Dans ce nouveau protocole, les participants étaient pour leur part requis de réaliser les mêmes jeux cognitifs que précédemment sur une durée d’au moins 6h, afin de se rapprocher des sollicitations d’une journée de travail typique. Cette « journée » impliquait des évaluations par IRM de façon régulière, aussi dans le but de cartographier les raisons du cerveau les plus impactées par la répétition d’opérations mentales énergivores.

 

Les résultats de cette seconde étude sont aussi étonnants que simples, puisqu’ils s’apparentent aux observations effectuées sur le premier protocole ! Autrement dit, les personnes soumises à des calculs mentaux complexes sur une période prolongée (plusieurs heures) peuvent – eux aussi – s’attendre à prendre des décisions plus impulsives en fin de journée. Sans parler d’entraînement donc, ces résultats révélaient les conséquences décisionnelles probables de la fatigue mentale : réponses émotionnelles incontrôlées, agressivité marquée, achats compulsifs, etc.
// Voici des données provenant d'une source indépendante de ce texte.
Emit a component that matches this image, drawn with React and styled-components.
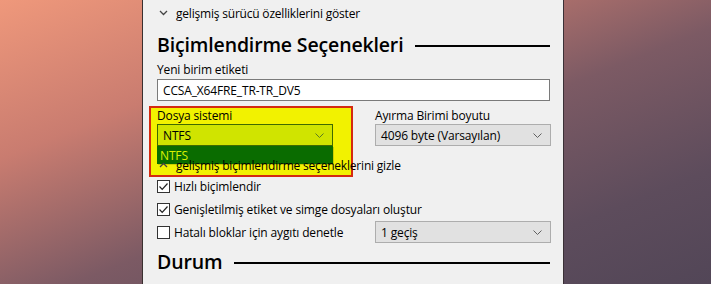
import React from "react";
import styled, { createGlobalStyle } from "styled-components";

const Global = createGlobalStyle`
  html, body { margin: 0; padding: 0; }
  body {
    width: 711px; height: 284px; overflow: hidden;
    background: linear-gradient(to bottom right, #ef987b 0%, #c97c70 28%, #7c5a64 55%, #5d4c5c 80%, #524657 100%);
    font-family: "Open Sans", "Noto Sans", sans-serif;
  }
`;

const Stage = styled.div`
  display: flex;
  height: 284px;
`;

const Window = styled.div`
  margin-left: 142px;
  width: 422px;
  height: 284px;
  background: #f0f0f0;
  border-left: 1px solid #3a3030;
  border-right: 1px solid #3a3036;
  box-sizing: border-box;
  padding: 0 13px 0 14px;
  display: flex;
  flex-direction: column;
  font-size: 12px;
  color: #000;
`;

const Expander = styled.div`
  display: flex;
  align-items: center;
  height: 16px;
  margin-top: ${p => p.$top || 0}px;
  gap: 8px;
  font-size: 12px;
  letter-spacing: -0.2px;
  padding-left: 2px;
  position: relative;
  z-index: 1;
`;

const SectionHead = styled.div`
  display: flex;
  align-items: center;
  margin-top: ${p => p.$top}px;
  height: 24px;
  font-size: 19.5px;
  font-weight: 600;
  letter-spacing: -0.15px;
  gap: 12px;
`;

const Rule = styled.div`
  flex: 1;
  height: 2px;
  background: #000;
  margin-top: 3px;
`;

const Label = styled.div`
  height: 16px;
  line-height: 16px;
  font-size: 12px;
  letter-spacing: -0.15px;
  margin-top: ${p => p.$top || 0}px;
`;

const TextBox = styled.div`
  margin-top: 1px;
  height: 22px;
  box-sizing: border-box;
  border: 1px solid #7a7a7a;
  background: #fff;
  padding-left: 5px;
  display: flex;
  align-items: center;
  font-size: 12px;
  letter-spacing: -0.15px;
`;

const Columns = styled.div`
  display: grid;
  grid-template-columns: 176px 176px;
  column-gap: 42px;
  margin-top: ${p => p.$top || 0}px;
  position: relative;
`;

const Field = styled.div`
  display: flex;
  flex-direction: column;
  position: relative;
  z-index: 1;
`;

const Highlight = styled.div`
  position: absolute;
  left: -8px;
  top: -2px;
  width: 204px;
  height: 71px;
  box-sizing: border-box;
  background: #f2f200;
  border: 2px solid #d42a10;
  z-index: 0;
`;

const Select = styled.div`
  height: 22px;
  box-sizing: border-box;
  border: 1px solid ${p => (p.$hot ? "#3f6a00" : "#adadad")};
  background: ${p => (p.$hot ? "#d0e400" : "#e1e1e1")};
  display: flex;
  align-items: center;
  justify-content: space-between;
  padding: 0 8px 0 5px;
  font-size: 12px;
  letter-spacing: -0.15px;
  position: relative;
`;

const Menu = styled.div`
  position: absolute;
  left: -1px;
  top: 21px;
  width: 176px;
  height: 18px;
  background: #0a6c00;
  color: #d8f000;
  font-size: 12px;
  padding-left: 3px;
  box-sizing: border-box;
  display: flex;
  align-items: center;
  z-index: 3;
  box-shadow: 1px 1px 0 rgba(0,0,0,0.15);
`;

const CheckRow = styled.div`
  display: flex;
  align-items: center;
  height: 22px;
  margin-top: ${p => p.$top || 0}px;
  gap: 4px;
  font-size: 12px;
  letter-spacing: -0.15px;
`;

const Box = styled.span`
  width: 13px;
  height: 13px;
  box-sizing: border-box;
  border: 1px solid #333;
  background: #fff;
  display: inline-flex;
  align-items: center;
  justify-content: center;
`;

const BottomRow = styled.div`
  display: grid;
  grid-template-columns: 218px 176px;
  align-items: center;
  margin-top: 1px;
`;

const Chevron = ({ up, color = "#444", w = 9 }) => (
  <svg width={w} height="6" viewBox="0 0 9 6">
    <path d={up ? "M1 5 L4.5 1.5 L8 5" : "M1 1 L4.5 4.5 L8 1"} fill="none" stroke={color} strokeWidth="1.3" />
  </svg>
);

const SelChevron = ({ color = "#606060" }) => (
  <svg width="9" height="5" viewBox="0 0 9 5">
    <path d="M0.5 0.5 L4.5 4.5 L8.5 0.5" fill="none" stroke={color} strokeWidth="1" />
  </svg>
);

const Checkbox = ({ checked, children }) => (
  <>
    <Box>
      {checked && (
        <svg width="11" height="11" viewBox="0 0 11 11">
          <path d="M1.5 5.5 L4.2 8.3 L9.5 2.5" fill="none" stroke="#222" strokeWidth="1.2" />
        </svg>
      )}
    </Box>
    <span>{children}</span>
  </>
);

export default function App() {
  return (
    <>
      <Global />
      <Stage>
        <Window>
          <Expander $top={5}>
            <Chevron />
            <span>gelişmiş sürücü özelliklerini göster</span>
          </Expander>
          <SectionHead $top={11}>
            <span>Biçimlendirme Seçenekleri</span>
            <Rule />
          </SectionHead>
          <Label $top={6}>Yeni birim etiketi</Label>
          <TextBox>CCSA_X64FRE_TR-TR_DV5</TextBox>
          <Columns $top={7}>
            <Highlight />
            <Field>
              <Label>Dosya sistemi</Label>
              <Select $hot>
                <span>NTFS</span>
                <SelChevron color="#5a7a20" />
                <Menu>NTFS</Menu>
              </Select>
            </Field>
            <Field>
              <Label>Ayırma Birimi boyutu</Label>
              <Select>
                <span>4096 byte (Varsayılan)</span>
                <SelChevron />
              </Select>
            </Field>
          </Columns>
          <Expander $top={11}>
            <Chevron up />
            <span>gelişmiş biçimlendirme seçeneklerini gizle</span>
          </Expander>
          <CheckRow $top={2}>
            <Checkbox checked>Hızlı biçimlendir</Checkbox>
          </CheckRow>
          <CheckRow $top={1}>
            <Checkbox checked>Genişletilmiş etiket ve simge dosyaları oluştur</Checkbox>
          </CheckRow>
          <BottomRow>
            <CheckRow>
              <Checkbox>Hatalı bloklar için aygıtı denetle</Checkbox>
            </CheckRow>
            <Select>
              <span>1 geçiş</span>
              <SelChevron />
            </Select>
          </BottomRow>
          <SectionHead $top={6}>
            <span>Durum</span>
            <Rule />
          </SectionHead>
        </Window>
      </Stage>
    </>
  );
}
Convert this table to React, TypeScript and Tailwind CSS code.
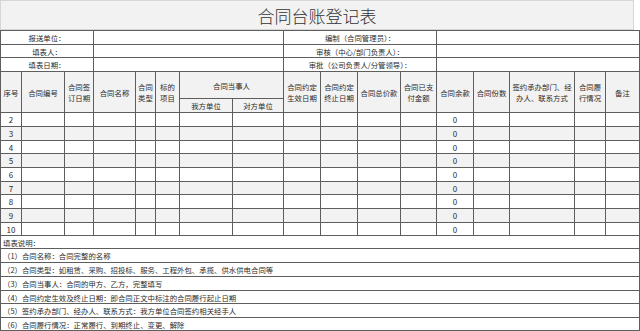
import React from 'react'

type HeadCell = {
  text: React.ReactNode
  span?: string
}

const font = { fontFamily: '"Noto Sans CJK SC", "Noto Sans", sans-serif' }

const head: HeadCell[] = [
  { text: '序号', span: 'row-span-2' },
  { text: '合同编号', span: 'row-span-2' },
  { text: <>合同签<br />订日期</>, span: 'row-span-2' },
  { text: '合同名称', span: 'row-span-2' },
  { text: <>合同<br />类型</>, span: 'row-span-2' },
  { text: <>标的<br />项目</>, span: 'row-span-2' },
  { text: '合同当事人', span: 'col-span-2' },
  { text: <>合同约定<br />生效日期</>, span: 'row-span-2' },
  { text: <>合同约定<br />终止日期</>, span: 'row-span-2' },
  { text: '合同总价款', span: 'row-span-2' },
  { text: <>合同已支<br />付金额</>, span: 'row-span-2' },
  { text: '合同余款', span: 'row-span-2' },
  { text: '合同份数', span: 'row-span-2' },
  { text: <>签约承办部门、经<br />办人、联系方式</>, span: 'row-span-2' },
  { text: <>合同履<br />行情况</>, span: 'row-span-2' },
  { text: '备注', span: 'row-span-2' },
  { text: '我方单位' },
  { text: '对方单位' },
]

const notes = [
  '填表说明：',
  '（1）合同名称：合同完整的名称',
  '（2）合同类型：如租赁、采购、招投标、服务、工程外包、承揽、供水供电合同等',
  '（3）合同当事人：合同的甲方、乙方，完整填写',
  '（4）合同约定生效及终止日期：即合同正文中标注的合同履行起止日期',
  '（5）签约承办部门、经办人、联系方式：我方单位合同签约相关经手人',
  '（6）合同履行情况：正常履行、到期终止、变更、解除',
]

const rows = [2, 3, 4, 5, 6, 7, 8, 9, 10]

function App() {
  return (
    <div className="w-[640px] h-[331px] bg-white text-[#2b2b2b]" style={font}>
      <div className="w-[634px] h-[30px] bg-[#f2f2f2] border border-[#d6d6d6] flex items-center justify-center text-[17px] font-light text-[#333] leading-none">
        合同台账登记表
      </div>
      <div className="grid w-[640px] gap-px p-px bg-[#5e5e5e] text-[7.4px] leading-[11px] grid-cols-[20px_42px_28px_41px_19px_23px_52px_50px_36px_36px_42px_35px_36px_35px_64px_30px_33px] grid-rows-[13px_12px_13px_26px_13px_13px_13px_12px_13px_13px_12px_13px_13px_12px_12px_13px_13px_13px_12px_13px_12px]">
        <div className="col-span-3 bg-white flex items-center justify-center">报送单位：</div>
        <div className="col-span-5 bg-white" />
        <div className="col-span-4 bg-white flex items-center justify-center">编制（合同管理员）：</div>
        <div className="col-span-5 bg-white" />
        <div className="col-span-3 bg-white flex items-center justify-center">填表人：</div>
        <div className="col-span-5 bg-white" />
        <div className="col-span-4 bg-white flex items-center justify-center">审核（中心/部门负责人）：</div>
        <div className="col-span-5 bg-white" />
        <div className="col-span-3 bg-white flex items-center justify-center">填表日期：</div>
        <div className="col-span-5 bg-white" />
        <div className="col-span-4 bg-white flex items-center justify-center whitespace-nowrap">审批（公司负责人/分管领导）：</div>
        <div className="col-span-5 bg-white" />

        {head.map((h, i) => (
          <div
            key={i}
            className={`${h.span ?? ''} bg-[#f2f2f2] flex items-center justify-center text-center whitespace-nowrap`}
          >
            {h.text}
          </div>
        ))}

        {rows.map((n) => {
          const bg = n % 2 === 1 ? 'bg-[#f2f2f2]' : 'bg-white'
          return Array.from({ length: 17 }).map((_, c) => (
            <div key={`${n}-${c}`} className={`${bg} flex items-center justify-center text-[8px]`}>
              {c === 0 ? n : c === 12 ? '0' : ''}
            </div>
          ))
        })}

        {notes.map((t) => (
          <div key={t} className="col-span-full bg-white flex items-center pl-[2px] whitespace-nowrap">
            {t}
          </div>
        ))}
      </div>
    </div>
  )
}

export default App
Voilà pourquoi une simple balade dans les boutiques en fin de journée peut soudainement virer au drame économique…

 

Au croisement de ces deux études, on peut donc retenir que la fatigue « physique » induite par un entraînement intense et la fatigue « mentale » générée par des opérations mentales difficiles, sont toutes deux capables d’expliquer certaines décisions sportives. Le (manque de) self-control peut ainsi mener au fait d’oublier son plan de course initial pour décider de se frotter à l’adversaire, ou aux oublis nutritionnels qui conduisent finalement à une défaillance – les athlètes les plus forts étant d’ailleurs ceux capables de rester « focus » dans leur course.

 

Si les origines de ces 2 types de fatigue divergent, elles montrent surtout un point commun ultra-intéressant pour l’entraînement : à l’effort et/ou au repos, le cerveau s’entraîne.